AREA DISTRETTUALE: I RITARDI DEL MERIDIONE

In quest’area le Regioni con punteggio insufficiente sono quattro: Campania, Calabria, Sardegna e Valle d’Aosta. Risultano diffuse su tutto il territorio nazionale le carenze in materia di deceduti per causa di tumore assistiti dalla Rete di cure palliativi: solo Lombardia, Veneto, Liguria, Emilia-Romagna, Toscana ottengono punteggi oltre la soglia minima. Nell’ambito dell’assistenza domiciliare integrata le regioni del Mezzogiorno, a eccezione di Sicilia e Sardegna, vanno un po’ meglio posizionandosi al di sopra del valore soglia, mentre nel Nord e Centro-Italia sono sottosoglia solo la Valle d’Aosta, la Provincia autonoma di Bolzano e l’Umbria.
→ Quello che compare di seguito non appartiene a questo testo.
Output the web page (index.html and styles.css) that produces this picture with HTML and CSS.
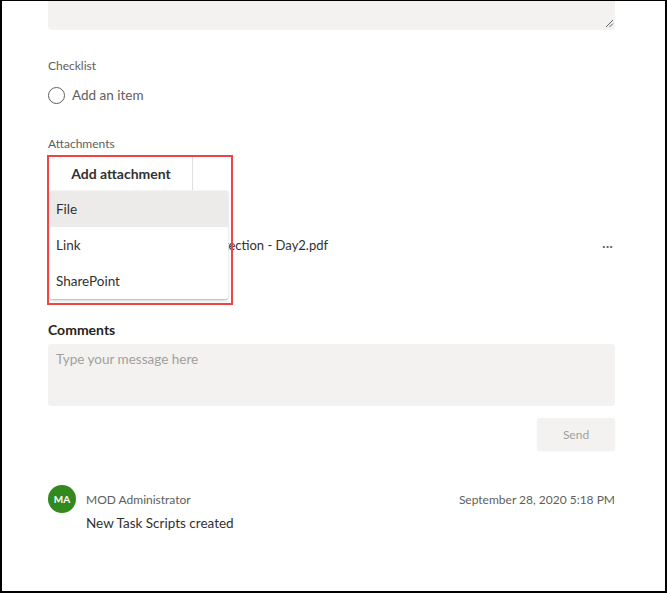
FILE: index.html
```html
<!DOCTYPE html>
<html>
<head>
<meta charset="utf-8">
<link rel="stylesheet" href="styles.css">
</head>
<body>
<div class="frame">
  <div class="content">
    <div class="notes">
      <svg class="grip" width="9" height="9" viewBox="0 0 9 9"><path d="M8 1 L1 8 M8 4.5 L4.5 8" stroke="#605e5c" stroke-width="1" fill="none"/></svg>
    </div>

    <div class="label checklist-label">Checklist</div>
    <div class="check-row">
      <span class="radio"></span>
      <span class="add-item">Add an item</span>
    </div>

    <div class="label attach-label">Attachments</div>
    <div class="attach-area">
      <button class="add-btn">Add attachment</button>
      <div class="file-row">
        <span class="file-name">Microsoft Information Protection - Day2.pdf</span>
        <span class="more">···</span>
      </div>
      <div class="menu">
        <div class="menu-item active">File</div>
        <div class="menu-item">Link</div>
        <div class="menu-item">SharePoint</div>
      </div>
      <div class="highlight"></div>
    </div>

    <div class="section-title">Comments</div>
    <div class="comment-box">Type your message here</div>
    <div class="send-row"><button class="send">Send</button></div>

    <div class="comment">
      <div class="avatar">MA</div>
      <div class="comment-body">
        <div class="comment-head">
          <span class="author">MOD Administrator</span>
          <span class="date">September 28, 2020 5:18 PM</span>
        </div>
        <div class="comment-text">New Task Scripts created</div>
      </div>
    </div>
  </div>
</div>
</body>
</html>
```

FILE: styles.css
```css
* { box-sizing: border-box; }
html, body { margin: 0; padding: 0; background: #fff; }
body {
  font-family: "Segoe UI", Lato, "Open Sans", sans-serif;
  color: #323130;
}
.frame {
  width: 667px;
  height: 593px;
  border-top: 1px solid #000;
  border-left: 2px solid #000;
  border-right: 2px solid #000;
  border-bottom: 2px solid #000;
  overflow: hidden;
}
.content {
  margin-left: 46px;
  width: 567px;
  display: flex;
  flex-direction: column;
}
.notes {
  height: 29px;
  background: #f3f2f1;
  border-radius: 0 0 4px 4px;
  position: relative;
}
.grip { position: absolute; right: 1px; bottom: 2px; }
.label {
  font-size: 12px;
  color: #605e5c;
  line-height: 16px;
}
.checklist-label { margin-top: 28px; }
.check-row {
  display: flex;
  align-items: center;
  gap: 7px;
  margin-top: 11px;
  height: 20px;
}
.radio {
  width: 17px;
  height: 17px;
  border: 1px solid #605e5c;
  border-radius: 50%;
}
.add-item { font-size: 13.5px; color: #605e5c; }
.attach-label { margin-top: 31px; }
.attach-area {
  position: relative;
  margin-top: 5px;
  height: 150px;
}
.add-btn {
  display: block;
  margin-left: 2px;
  width: 142px;
  height: 33px;
  border: none;
  background: #fff;
  font-family: inherit;
  font-size: 14px;
  font-weight: 700;
  color: #323130;
  box-shadow: 1px 0 0 #e1dfdd;
}
.file-row {
  display: flex;
  align-items: center;
  justify-content: space-between;
  margin-top: 45px;
  height: 20px;
}
.file-name { font-size: 13px; color: #323130; margin-left: 28px; }
.more { color: #605e5c; font-size: 14px; margin-right: 2px; }
.menu {
  position: absolute;
  left: 2px;
  top: 34px;
  width: 178px;
  background: #fff;
  box-shadow: 0 1.6px 3.6px rgba(0,0,0,.16), 0 0.3px 0.9px rgba(0,0,0,.12);
  border-radius: 2px;
}
.menu-item {
  height: 36px;
  line-height: 36px;
  padding-left: 6px;
  font-size: 13.5px;
  color: #323130;
}
.menu-item.active { background: #edebe9; }
.highlight {
  position: absolute;
  left: -1px;
  top: -2px;
  width: 186px;
  height: 150px;
  border: 2px solid #f04343;
  pointer-events: none;
}
.section-title {
  margin-top: 13px;
  font-size: 14px;
  font-weight: 700;
  color: #252423;
  line-height: 20px;
}
.comment-box {
  margin-top: 4px;
  height: 62px;
  background: #f3f2f1;
  border-radius: 3px;
  padding: 7px 8px;
  font-size: 13.5px;
  color: #a19f9d;
}
.send-row { display: flex; justify-content: flex-end; margin-top: 12px; }
.send {
  width: 78px;
  height: 32px;
  border: none;
  background: #f3f2f1;
  border-radius: 2px;
  font-family: inherit;
  font-size: 12px;
  color: #a19f9d;
  box-shadow: 0 1px 2px rgba(0,0,0,.06);
}
.comment {
  display: flex;
  gap: 10px;
  margin-top: 35px;
}
.avatar {
  width: 28px;
  height: 28px;
  border-radius: 50%;
  background: #328a1f;
  color: #fff;
  font-size: 10px;
  font-weight: 700;
  display: flex;
  align-items: center;
  justify-content: center;
  flex: none;
}
.comment-body { flex: 1; }
.comment-head {
  display: flex;
  justify-content: space-between;
  font-size: 12px;
  color: #605e5c;
  line-height: 16px;
  margin-top: 7px;
}
.comment-text {
  margin-top: 7px;
  font-size: 13.5px;
  color: #323130;
}
```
Il Veneto, la Toscana e le Marche raggiungono il punteggio massimo.

AREA OSPEDALIERA: BENE I TASSI DI OSPEDALIZZAZIONE, MENO L’APPROPRIATEZZA DELLE CURE

Nella macroarea per l’assistenza ospedaliera, nel 2021 ottengono un punteggio insufficiente quattro Regioni, di cui tre del Mezzogiorno: Molise, Calabria e Sardegna, e una del Nord, la Valle d’Aosta. Le regioni italiane sembra abbiano raggiunto una buona capacità di gestire i tassi di ospedalizzazione standardizzati, meno positivi, invece, i dati relativi a qualità e sicurezza delle cure: arrancano le regioni del Mezzogiorno, con le sole eccezioni di Puglia e Regione siciliana.